4. GORAN BREGOVIC “Mesecina” (1995)

Goran Bregovic formed his Wedding and Funeral band with gipsy musicians that played brass as loud as a buffalo stampede. And, although the solo parts were played by sax and trumpets (again), the tireless rhythm was supported by three trombones and a tuba. This song was part of the soundtrack for Emir Kusturica film Underground.

5. CHICAGO “You Are on My Mind” (1976)

Jimmy Pankow was/is the trombone player of Chicago and occasional singer and songwriter too. Here we can see him singing his own (awesome) composition “You Are on My Mind” included in multiplatinum “Chicago X”. Sadly in this live version the original trombone solo has been substituted for a trumpet solo. You should check the studio version (not on the net for free).

6. JIMMY CLEVELAND “Posterity” (195

Jazz, of course. I admit that I’m cheating here, this was not on my record collection, I simply found it on youtube. But I had to post it, just listen and you will understand.

7. SERGUEY PROKOFIEV “Romeo and Juliet: Montagues and Capulets” (1936)

And classical, of course.

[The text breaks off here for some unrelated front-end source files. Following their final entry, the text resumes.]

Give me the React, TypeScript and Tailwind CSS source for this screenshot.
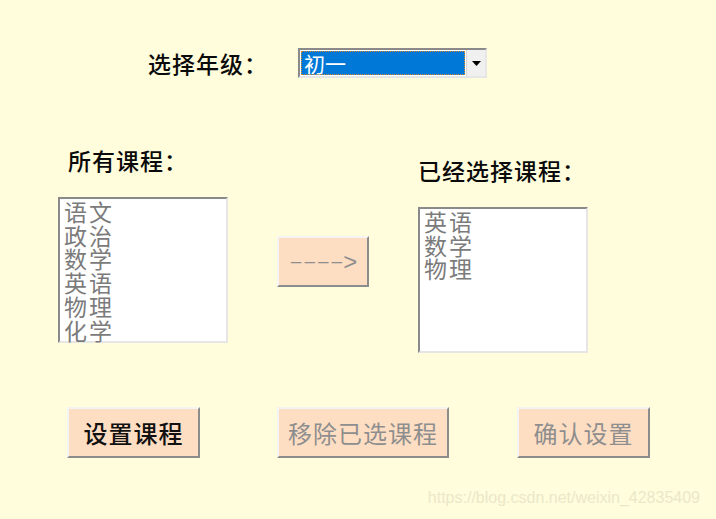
const allCourses = ["语文", "政治", "数学", "英语", "物理", "化学"];
const picked = ["英语", "数学", "物理"];

const cjk = "font-['Noto_Sans_CJK_SC','Noto_Sans',sans-serif]";

const ListBox = ({ items }: { items: string[] }) => (
  <div className="w-[170px] h-[146px] bg-white border-2 border-t-[#8a8a8a] border-l-[#8a8a8a] border-b-[#e6e6e6] border-r-[#e6e6e6] pl-[4px] pt-[1px]">
    {items.map((c) => (
      <div key={c} className="text-[23px] leading-[23.7px] text-[#7b7b7b] tracking-[2px]">
        {c}
      </div>
    ))}
  </div>
);

const PeachButton = ({
  label,
  width,
  dark,
}: {
  label: string;
  width: string;
  dark?: boolean;
}) => (
  <button
    className={`${width} h-[51px] bg-[#fedec3] border-2 border-t-[#f4f4f4] border-l-[#f4f4f4] border-b-[#8c8c8c] border-r-[#8c8c8c] flex items-center justify-center text-[24px] tracking-[1px] ${
      dark ? "text-[#111] font-medium" : "text-[#8e8e8e]"
    }`}
  >
    {label}
  </button>
);

export default function App() {
  return (
    <div className={`w-[716px] h-[519px] bg-[#fffddc] overflow-hidden ${cjk}`}>
      {/* grade select */}
      <div className="flex items-center pt-[48px] pl-[148px]">
        <div className="text-[23px] leading-[30px] text-[#0a0a0a] font-medium tracking-[1px] w-[150px]">选择年级：</div>
        <div className="w-[189px] h-[30px] flex bg-white border-2 border-t-[#8a8a8a] border-l-[#8a8a8a] border-b-[#e6e6e6] border-r-[#e6e6e6]">
          <div className="flex-1 m-[1px] bg-[#0078d7] outline-1 outline-dotted outline-[#d08a2a] -outline-offset-1 text-white text-[21px] leading-[24px] pl-[3px]">
            初一
          </div>
          <div className="w-[19px] bg-[#f0f0f0] border-l border-[#d8d8d8] flex items-center justify-center">
            <svg width="9" height="5" viewBox="0 0 9 5">
              <path d="M0 0h9L4.5 5z" fill="#000" />
            </svg>
          </div>
        </div>
      </div>

      {/* course lists */}
      <div className="flex items-start mt-[67px]">
        <div className="ml-[58px]">
          <div className="pl-[10px] text-[23px] leading-[30px] text-[#0a0a0a] font-medium tracking-[1px]">所有课程：</div>
          <div className="mt-[22px]">
            <ListBox items={allCourses} />
          </div>
        </div>

        <div className="ml-[49px] mt-[91px]">
          <button className="w-[92px] h-[51px] bg-[#fedec3] border-2 border-t-[#f4f4f4] border-l-[#f4f4f4] border-b-[#8c8c8c] border-r-[#8c8c8c] flex items-center justify-center pl-[2px] text-[#8e8e8e] font-['Liberation_Sans',sans-serif]">
            <span className="text-[19px] tracking-[3px]">––––</span>
            <span className="text-[24px] leading-none font-light -ml-[2px]">&gt;</span>
          </button>
        </div>

        <div className="ml-[49px] mt-[10px]">
          <div className="text-[23px] leading-[30px] text-[#0a0a0a] font-medium tracking-[1px]">已经选择课程：</div>
          <div className="mt-[22px]">
            <ListBox items={picked} />
          </div>
        </div>
      </div>

      {/* action buttons */}
      <div className="flex mt-[54px] pl-[67px]">
        <PeachButton label="设置课程" width="w-[133px]" dark />
        <div className="ml-[77px]">
          <PeachButton label="移除已选课程" width="w-[172px]" />
        </div>
        <div className="ml-[68px]">
          <PeachButton label="确认设置" width="w-[133px]" />
        </div>
      </div>

      <div className="flex justify-end pr-[16px] mt-[28px] text-[16px] text-[#ebe7c9] font-['Liberation_Sans',sans-serif]">
        https://blog.csdn.net/weixin_42835409
      </div>
    </div>
  );
}
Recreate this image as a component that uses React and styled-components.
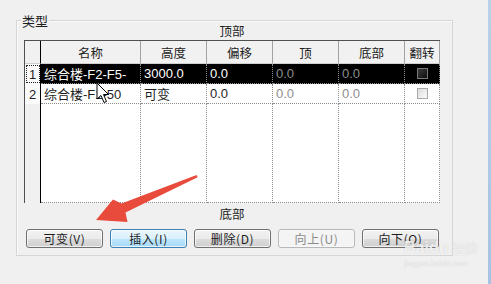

My favourite classical piece ever here in a superb version for piano and trombone played by histrionic trombone virtuoso Christian Lindberg.

8. SISA “Maniquí” (1975)

The eccentric Catalonian singer-songwriter Jaume Sisa created a very own music style that called himself “galactic cabaret”. This love song to a mannequin exemplifies it perfectly (you can check it if the deezer link works) with simultaneous solos of clarinet, sax, trumpet and trombone in the ragtime tradition.

9. EXTREMODURO “So payaso” (1996)

Hard-rock with trombones? Why not? The Spanish band Extremoduro did it. And quite brilliantly.

10. THE BEACH BOYS “Trombone Dixie” (1990)

And, last but not least, a throw-away from the sessions of the acclaimed “Pet Sounds”, not officially released until 1990 (it was recorded in November of 1965). A refreshing way of ending this (incomplete and very personal) trombone Top 10. If you know another song that features trombones please feel free to post it.

Sorry, sorry, I need to post a bonus track. This is probably the best trombone solo ever, played during a Dizzy Gillespie birthday celebration by jazz virtuoso Slide Hampton

Re: Trombone Dixie

You can find this excellent post on my blog now

Thanks, DJ Hon !

Re: Trombone Dixie

Merci bien, Nicolas.
J’avais écrit déjà ma propre traduction française, mais la tienne est beaucoup meilleure. Je suis très honoré d’avoir participé à ton excellent blog.

Re: Trombone Dixie

finally i decided to post it today because I had a little time this afternoon. I didn't know you had already made your own traduction. I'm a little bit sorry because you did that for nothing... but I had to post it quickly in both languages

Re: Trombone Dixie

No problem at all, Nicolas, it’s OK. As I said, your translation is way better (I never heard such beautiful and funny expressions as “en chair et an os”). And it wasn’t for nothing, I refreshed a little my rusty French.